The rosters for these teams are loaded with Hall of Fame names, as well as many significant contributors recognizable to any baseball fan.  Yankees skipper Ralph Houk could pencil in names like Mickey Mantle, Roger Maris and Elston Howard on his scoresheet. While Alvin Dark used Willie Mays, Willie McCovey and Orlando Cepeda in the 3 – 4- 5 spots on his batting order.

Leading up to the final at bats, the Giants had to work their way out of a bases loaded, no outs top of the 8th.
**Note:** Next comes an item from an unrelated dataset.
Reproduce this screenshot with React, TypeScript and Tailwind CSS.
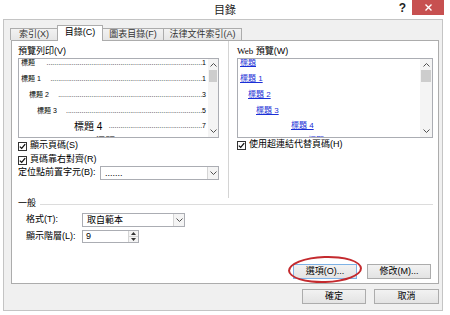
import React from 'react';

const Chevron = ({ up }: { up?: boolean }) => (
  <svg width="7" height="4" viewBox="0 0 7 4">
    <path d={up ? 'M0.5 3.5 L3.5 0.5 L6.5 3.5' : 'M0.5 0.5 L3.5 3.5 L6.5 0.5'} fill="none" stroke="#505050" strokeWidth="1" />
  </svg>
);

const Check = () => (
  <span className="w-[9px] h-[9px] border border-[#333] bg-white flex items-center justify-center shrink-0">
    <svg width="7" height="7" viewBox="0 0 7 7">
      <path d="M0.8 3.6 L2.7 5.4 L6.2 1.2" fill="none" stroke="#111" strokeWidth="1.3" />
    </svg>
  </span>
);

const Scrollbar = ({ w }: { w: string }) => (
  <div className={`${w} flex flex-col bg-[#f4f4f4]`}>
    <div className="h-[11px] flex items-center justify-center"><Chevron up /></div>
    <div className="h-[12px] bg-[#cdcdcd] mx-px" />
    <div className="flex-1" />
    <div className="h-[12px] flex items-center justify-center"><Chevron /></div>
  </div>
);

const Combo = ({ text, className }: { text: string; className: string }) => (
  <div className={`${className} h-full border border-[#abadb3] bg-white flex`}>
    <div className="flex-1 pl-[4px] leading-[12px] text-[9px] overflow-hidden whitespace-nowrap">{text}</div>
    <div className="w-[11px] border-l border-[#d5d5d5] bg-[#f4f4f4] flex items-center justify-center">
      <Chevron />
    </div>
  </div>
);

const Btn = ({ label, className }: { label: string; className: string }) => (
  <div className={`${className} h-[15px] border bg-gradient-to-b from-[#f2f2f2] to-[#e3e3e3] flex items-center justify-center text-[9px] leading-none`}>
    {label}
  </div>
);

// leader dots sized to fit each line
const TocLine = ({ pad, label, num, big, h, n }: { pad: string; label: string; num: string; big?: boolean; h: string; n: number }) => (
  <div className={`${pad} ${h} flex items-center pr-[2px] whitespace-nowrap ${big ? 'text-[10px]' : 'text-[7px]'}`}>
    <span>{label}</span>
    <span className="flex-1 text-right text-[7px] text-[#222]">{'.'.repeat(n)}</span>
    <span className="text-[7px]">{num}</span>
  </div>
);

const WebLine = ({ pad, label, h }: { pad: string; label: string; h: string }) => (
  <div className={`${pad} ${h} flex items-center text-[8px] whitespace-nowrap`}>
    <span className="text-[#1a2fd6] underline">{label}</span>
  </div>
);

export default function App() {
  return (
    <div className="relative w-[450px] h-[315px] bg-white overflow-hidden text-black font-['Liberation_Sans','Noto_Sans_CJK_TC',sans-serif]">
      {/* title bar */}
      <div className="h-[19px] grid grid-cols-[1fr_auto_1fr]">
        <div />
        <div className="text-[11px] leading-[20px] text-[#222]">目錄</div>
        <div className="flex justify-end items-start">
          <span className="text-[12px] font-bold leading-[16px] mr-[6px] text-[#222]">?</span>
          <div className="w-[32px] h-[15px] mr-[6px] bg-[#c75050] flex items-center justify-center">
            <svg width="7" height="7" viewBox="0 0 7 7">
              <path d="M0.5 0.5 L6.5 6.5 M6.5 0.5 L0.5 6.5" stroke="#fff" strokeWidth="1.4" />
            </svg>
          </div>
        </div>
      </div>

      {/* client area */}
      <div className="ml-[3px] w-[440px] h-[292px] border border-[#c4c4c4] bg-[#f0f0f0] pl-[6px] pt-[5px]">
        <div className="relative z-10 flex items-end h-[16px] -mb-px text-[9px]">
          <div className="w-[47px] h-[12px] mb-px border-t border-l border-[#acacac] bg-gradient-to-b from-[#f2f2f2] to-[#e6e6e6] flex items-center justify-center text-[#333]">索引(X)</div>
          <div className="w-[46px] h-[16px] border-t border-l border-r border-[#acacac] bg-white flex items-center justify-center pb-[2px]">目錄(C)</div>
          <div className="w-[60px] h-[12px] mb-px border-t border-[#acacac] bg-gradient-to-b from-[#f2f2f2] to-[#e6e6e6] flex items-center justify-center text-[#333]">圖表目錄(F)</div>
          <div className="w-[79px] h-[12px] mb-px border-t border-l border-r border-[#acacac] bg-gradient-to-b from-[#f2f2f2] to-[#e6e6e6] flex items-center justify-center text-[#333]">法律文件索引(A)</div>
        </div>

        <div className="ml-px w-[428px] h-[244px] border border-[#acacac] bg-white pl-[6px] pr-[5px] pt-[4px] text-[9px]">
          <div className="flex">
            {/* left column */}
            <div className="w-[201px] flex flex-col">
              <div className="h-[13px] leading-[13px]">預覽列印(V)</div>
              <div className="h-[80px] border border-[#abadb3] flex">
                <div className="flex-1 overflow-hidden">
                  <div className="-mt-[4px]">
                    <TocLine pad="pl-[2px]" h="h-[16px]" label="標題 " num="1" n={80} />
                    <TocLine pad="pl-[2px]" h="h-[16px]" label="標題 1" num="1" n={78} />
                    <TocLine pad="pl-[10px]" h="h-[16px]" label="標題 2" num="3" n={74} />
                    <TocLine pad="pl-[18px]" h="h-[16px]" label="標題 3" num="5" n={70} />
                    <TocLine pad="pl-[55px]" h="h-[14px]" label="標題 4" num="7" n={48} big />
                    <TocLine pad="pl-[76px]" h="h-[16px]" label="標題 5" num="9" n={37} big />
                  </div>
                </div>
                <Scrollbar w="w-[10px]" />
              </div>
              <div className="mt-[2px] h-[12px] flex items-center gap-[3px]"><Check /><span>顯示頁碼(S)</span></div>
              <div className="mt-[2px] h-[12px] flex items-center gap-[3px]"><Check /><span>頁碼靠右對齊(R)</span></div>
              <div className="h-[14px] flex items-center">
                <span>定位點前置字元(B):</span>
                <Combo text="......." className="ml-auto w-[119px]" />
              </div>
            </div>

            <div className="ml-[9px] w-px -mt-[4px] h-[157px] bg-[#d4d4d4]" />

            {/* right column */}
            <div className="ml-[8px] w-[196px] flex flex-col">
              <div className="h-[13px] leading-[13px]"><span className="font-['Liberation_Serif',serif]">Web</span> 預覽(W)</div>
              <div className="h-[80px] border border-[#abadb3] flex">
                <div className="flex-1 overflow-hidden">
                  <div className="-mt-[4px]">
                    <WebLine pad="pl-[2px]" h="h-[16px]" label="標題" />
                    <WebLine pad="pl-[2px]" h="h-[16px]" label="標題 1" />
                    <WebLine pad="pl-[10px]" h="h-[16px]" label="標題 2" />
                    <WebLine pad="pl-[18px]" h="h-[16px]" label="標題 3" />
                    <WebLine pad="pl-[53px]" h="h-[14px]" label="標題 4" />
                    <WebLine pad="pl-[70px]" h="h-[16px]" label="標題 5" />
                  </div>
                </div>
                <Scrollbar w="w-[12px]" />
              </div>
              <div className="mt-px h-[12px] flex items-center gap-[3px]"><Check /><span>使用超連結代替頁碼(H)</span></div>
            </div>
          </div>

          {/* general */}
          <div className="h-[12px] flex items-center">
            <span>一般</span>
            <div className="ml-[4px] flex-1 h-px bg-[#dcdcdc]" />
          </div>
          <div className="mt-[3px] h-[14px] flex items-center pl-[8px]">
            <span className="w-[56px]">格式(T):</span>
            <Combo text="取自範本" className="w-[103px]" />
          </div>
          <div className="mt-[3px] h-[13px] flex items-center pl-[8px]">
            <span className="w-[56px]">顯示階層(L):</span>
            <div className="w-[57px] h-full border border-[#abadb3] bg-white flex">
              <div className="flex-1 pl-[3px] leading-[11px]">9</div>
              <div className="w-[10px] flex flex-col border-l border-[#d5d5d5] bg-[#f4f4f4]">
                <div className="flex-1 flex items-center justify-center border-b border-[#d5d5d5]">
                  <svg width="5" height="3" viewBox="0 0 5 3"><path d="M0 3 L2.5 0 L5 3 Z" fill="#333" /></svg>
                </div>
                <div className="flex-1 flex items-center justify-center">
                  <svg width="5" height="3" viewBox="0 0 5 3"><path d="M0 0 L2.5 3 L5 0 Z" fill="#333" /></svg>
                </div>
              </div>
            </div>
          </div>
          <div className="mt-[21px] mr-[2px] flex justify-end gap-[10px]">
            <Btn label="選項(O)..." className="w-[64px] border-[#7fb2e5]" />
            <Btn label="修改(M)..." className="w-[64px] border-[#acacac]" />
          </div>
        </div>

        <div className="mt-[5px] ml-px w-[428px] flex justify-end gap-[8px]">
          <Btn label="確定" className="w-[64px] border-[#acacac]" />
          <Btn label="取消" className="w-[65px] border-[#acacac]" />
        </div>
      </div>

      {/* red annotation ellipse */}
      <div className="absolute left-[288px] top-[256px] w-[74px] h-[27px] rounded-[50%] border-2 border-[#c42a2e] -rotate-2" />
    </div>
  );
}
Pitcher Billy O’Dell came on in relief of Jack Sanford, and was able to get Roger Maris to ground into a 4 – 2 force at the plate, followed by a double play ball by Elston Howard to keep the deficit at one run.

The bottom of the ninth inning is the reason that this has become such a well known Legendary Game.  Willie Mays doubled with Matty Alou on first, putting runners on second and third with two outs.  All that the home team fans wished for was a base hit from clean up hitter Willie McCovey to score the tying run, and surely drive the speedy Mays around from second base with the World Series clinching run!

Keep in mind that Ralph Terry is on the mound and Yankees fans everywhere must have been thinking about the 1960 World Series, when Terry gave up Bill Mazeroski’s Series winning homerun for the Pittsburgh Pirates.  Could lightning strike twice or was redemption a possibility?

With the count 1 – 1, the left handed hitting McCovey pulled a line drive rocket at second baseman Richardson, who with a small step and a leaping stab was able to grab the final out for the Yankees.   Giant fans were deflated by the thought that a hit a little bit higher or a little bit wider would have turned the final score in their favor.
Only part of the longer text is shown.